K: And there were only four children, you, your sister, and the two children and their mum who lived with us at the time.
M: Everyone was kind of panicky. And I remember I was with Mum and she was a bit panicky.
K: Yeah. Because there were vulnerably housed people who had been told by their landlord that we were trying to make them homeless. As we arrived they were shouting and swearing and waving placards; they told us later they had been bussed in by the landlord and given cider and fee-waivers to take part. I managed to get both sides quiet long enough to talk about the difference between ‘Pax Britannica,’ [the fake type of peace-through-force] which Haven Homes used to frighten people into not speaking out, and ‘Pax Christi,’ which is peace founded on justice and repaired relationships. Then I said, “Peace be with you!” and dozens replied, “And also with you,” and they respectfully shared the peace, shaking hands, hugging, healing the temporary divide, and uniting against the landlord.
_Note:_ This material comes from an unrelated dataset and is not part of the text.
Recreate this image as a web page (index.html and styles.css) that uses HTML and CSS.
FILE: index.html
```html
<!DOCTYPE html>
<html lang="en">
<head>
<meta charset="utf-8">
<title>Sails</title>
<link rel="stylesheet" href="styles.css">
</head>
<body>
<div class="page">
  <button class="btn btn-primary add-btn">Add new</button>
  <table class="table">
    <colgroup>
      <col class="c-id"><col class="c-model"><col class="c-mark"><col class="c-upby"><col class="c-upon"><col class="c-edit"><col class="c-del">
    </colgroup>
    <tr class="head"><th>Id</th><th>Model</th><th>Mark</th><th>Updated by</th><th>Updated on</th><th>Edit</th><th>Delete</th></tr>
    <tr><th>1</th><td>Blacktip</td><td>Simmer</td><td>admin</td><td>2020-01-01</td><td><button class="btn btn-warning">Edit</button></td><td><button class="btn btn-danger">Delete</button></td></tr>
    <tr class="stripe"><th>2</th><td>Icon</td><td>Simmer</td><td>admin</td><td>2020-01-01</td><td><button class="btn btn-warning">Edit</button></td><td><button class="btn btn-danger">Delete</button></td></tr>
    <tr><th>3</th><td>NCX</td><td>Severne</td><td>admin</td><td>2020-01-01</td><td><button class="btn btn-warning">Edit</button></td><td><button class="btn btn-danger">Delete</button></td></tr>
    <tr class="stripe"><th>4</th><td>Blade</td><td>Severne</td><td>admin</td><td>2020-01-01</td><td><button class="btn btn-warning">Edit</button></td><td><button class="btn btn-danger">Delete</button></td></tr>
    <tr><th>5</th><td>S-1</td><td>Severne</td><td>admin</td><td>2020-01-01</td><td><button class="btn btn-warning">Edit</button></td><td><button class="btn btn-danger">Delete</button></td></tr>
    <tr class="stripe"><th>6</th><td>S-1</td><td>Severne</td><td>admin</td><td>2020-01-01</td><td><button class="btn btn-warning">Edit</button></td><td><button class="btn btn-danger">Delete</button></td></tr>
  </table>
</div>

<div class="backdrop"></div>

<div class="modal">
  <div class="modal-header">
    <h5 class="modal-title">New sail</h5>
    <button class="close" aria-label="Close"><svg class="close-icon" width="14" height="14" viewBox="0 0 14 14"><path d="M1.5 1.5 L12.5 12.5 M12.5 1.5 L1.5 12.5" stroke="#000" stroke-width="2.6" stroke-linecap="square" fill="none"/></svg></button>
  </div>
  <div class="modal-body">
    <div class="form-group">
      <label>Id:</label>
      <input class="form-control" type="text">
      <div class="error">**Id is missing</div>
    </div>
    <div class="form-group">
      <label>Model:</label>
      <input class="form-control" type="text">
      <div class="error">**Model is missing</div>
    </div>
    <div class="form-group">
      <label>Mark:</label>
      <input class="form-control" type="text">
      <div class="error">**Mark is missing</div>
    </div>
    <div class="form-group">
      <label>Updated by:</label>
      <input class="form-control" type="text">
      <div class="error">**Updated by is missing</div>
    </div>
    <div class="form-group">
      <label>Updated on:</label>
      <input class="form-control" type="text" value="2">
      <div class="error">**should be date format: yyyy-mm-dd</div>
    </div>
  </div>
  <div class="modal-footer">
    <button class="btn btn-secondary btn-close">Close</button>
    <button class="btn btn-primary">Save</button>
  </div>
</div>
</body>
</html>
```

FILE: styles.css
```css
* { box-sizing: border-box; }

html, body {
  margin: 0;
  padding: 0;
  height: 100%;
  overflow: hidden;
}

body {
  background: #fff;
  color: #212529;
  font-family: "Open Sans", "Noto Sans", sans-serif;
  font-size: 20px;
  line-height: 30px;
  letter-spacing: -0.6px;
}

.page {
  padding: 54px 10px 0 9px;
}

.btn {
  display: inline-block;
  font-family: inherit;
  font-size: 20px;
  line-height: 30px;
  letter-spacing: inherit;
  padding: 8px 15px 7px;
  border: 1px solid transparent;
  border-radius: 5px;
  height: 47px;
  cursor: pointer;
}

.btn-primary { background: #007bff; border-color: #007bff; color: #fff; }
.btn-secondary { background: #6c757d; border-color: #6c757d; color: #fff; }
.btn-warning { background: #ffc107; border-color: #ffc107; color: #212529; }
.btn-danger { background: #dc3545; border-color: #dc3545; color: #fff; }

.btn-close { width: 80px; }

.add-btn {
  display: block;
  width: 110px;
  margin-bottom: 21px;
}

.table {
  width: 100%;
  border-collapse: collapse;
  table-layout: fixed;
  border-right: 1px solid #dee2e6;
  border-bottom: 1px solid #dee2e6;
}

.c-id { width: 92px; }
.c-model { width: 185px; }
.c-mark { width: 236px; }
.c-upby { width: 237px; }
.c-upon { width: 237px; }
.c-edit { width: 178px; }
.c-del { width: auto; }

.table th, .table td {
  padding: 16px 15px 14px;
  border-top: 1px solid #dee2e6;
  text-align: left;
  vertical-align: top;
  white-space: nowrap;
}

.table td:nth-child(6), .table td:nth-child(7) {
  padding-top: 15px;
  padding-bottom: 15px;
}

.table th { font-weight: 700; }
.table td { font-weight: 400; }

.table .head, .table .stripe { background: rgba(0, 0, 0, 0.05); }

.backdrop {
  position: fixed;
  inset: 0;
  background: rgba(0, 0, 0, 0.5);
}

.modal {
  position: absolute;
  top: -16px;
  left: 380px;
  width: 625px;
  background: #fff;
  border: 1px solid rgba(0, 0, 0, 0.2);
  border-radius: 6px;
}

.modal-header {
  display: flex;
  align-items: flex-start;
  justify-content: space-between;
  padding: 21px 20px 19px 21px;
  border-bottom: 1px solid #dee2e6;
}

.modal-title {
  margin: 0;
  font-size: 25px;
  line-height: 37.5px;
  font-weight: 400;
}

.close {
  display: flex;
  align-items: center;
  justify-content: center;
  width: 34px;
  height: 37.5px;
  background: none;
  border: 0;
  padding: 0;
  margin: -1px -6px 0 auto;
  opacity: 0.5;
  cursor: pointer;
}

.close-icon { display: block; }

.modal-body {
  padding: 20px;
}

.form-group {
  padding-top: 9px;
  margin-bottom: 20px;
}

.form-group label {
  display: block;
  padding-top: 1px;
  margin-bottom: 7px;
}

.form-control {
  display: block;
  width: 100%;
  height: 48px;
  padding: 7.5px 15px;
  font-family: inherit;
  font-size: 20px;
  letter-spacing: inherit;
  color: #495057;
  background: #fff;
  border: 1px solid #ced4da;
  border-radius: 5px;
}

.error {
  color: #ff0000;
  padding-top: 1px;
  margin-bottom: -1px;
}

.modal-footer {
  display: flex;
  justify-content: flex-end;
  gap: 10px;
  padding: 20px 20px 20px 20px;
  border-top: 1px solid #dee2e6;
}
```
M: Yeah, I remember that when we did the hugging and sharing the peace it went from being shouty to being peaceful.
K: And did you make the connection between that and what we do in Church?
M: Yes, but I didn’t think it was strange or normal because I was young so whatever you do is just what you do, you don’t have much of a sense of what is ‘normal’ when you’re young, you don’t know what’s going to happen and you don’t know if it’s what normally happens. You just go along with it.
We changed both the meaning of ‘sharing the peace’ and the power relationship in the protest. And we won! The housing provider was forced to fix up the flats/apartments, the mayor put an enquiry in place, and they built on that for further meaningful wins.
If you wanted to explain the difference between ‘Pax Romana’ and ‘Pax Christi’ to a child out of context, you would have a major challenge on your hands. But give children (and for that matter adults) a real substantive context in which to do their public faith, and we all grasp profound theological truths about what peace means in the Christian tradition and the way it is bound up with justice and restoring relationships rather than domination and the silencing of dissent. As a family, we live in a house where there is plenty of dissent, but it rarely disturbs the peace. But when I try to silence them—in one of my many clever ways—they recognise it for what it is— ‘Pax Romana’!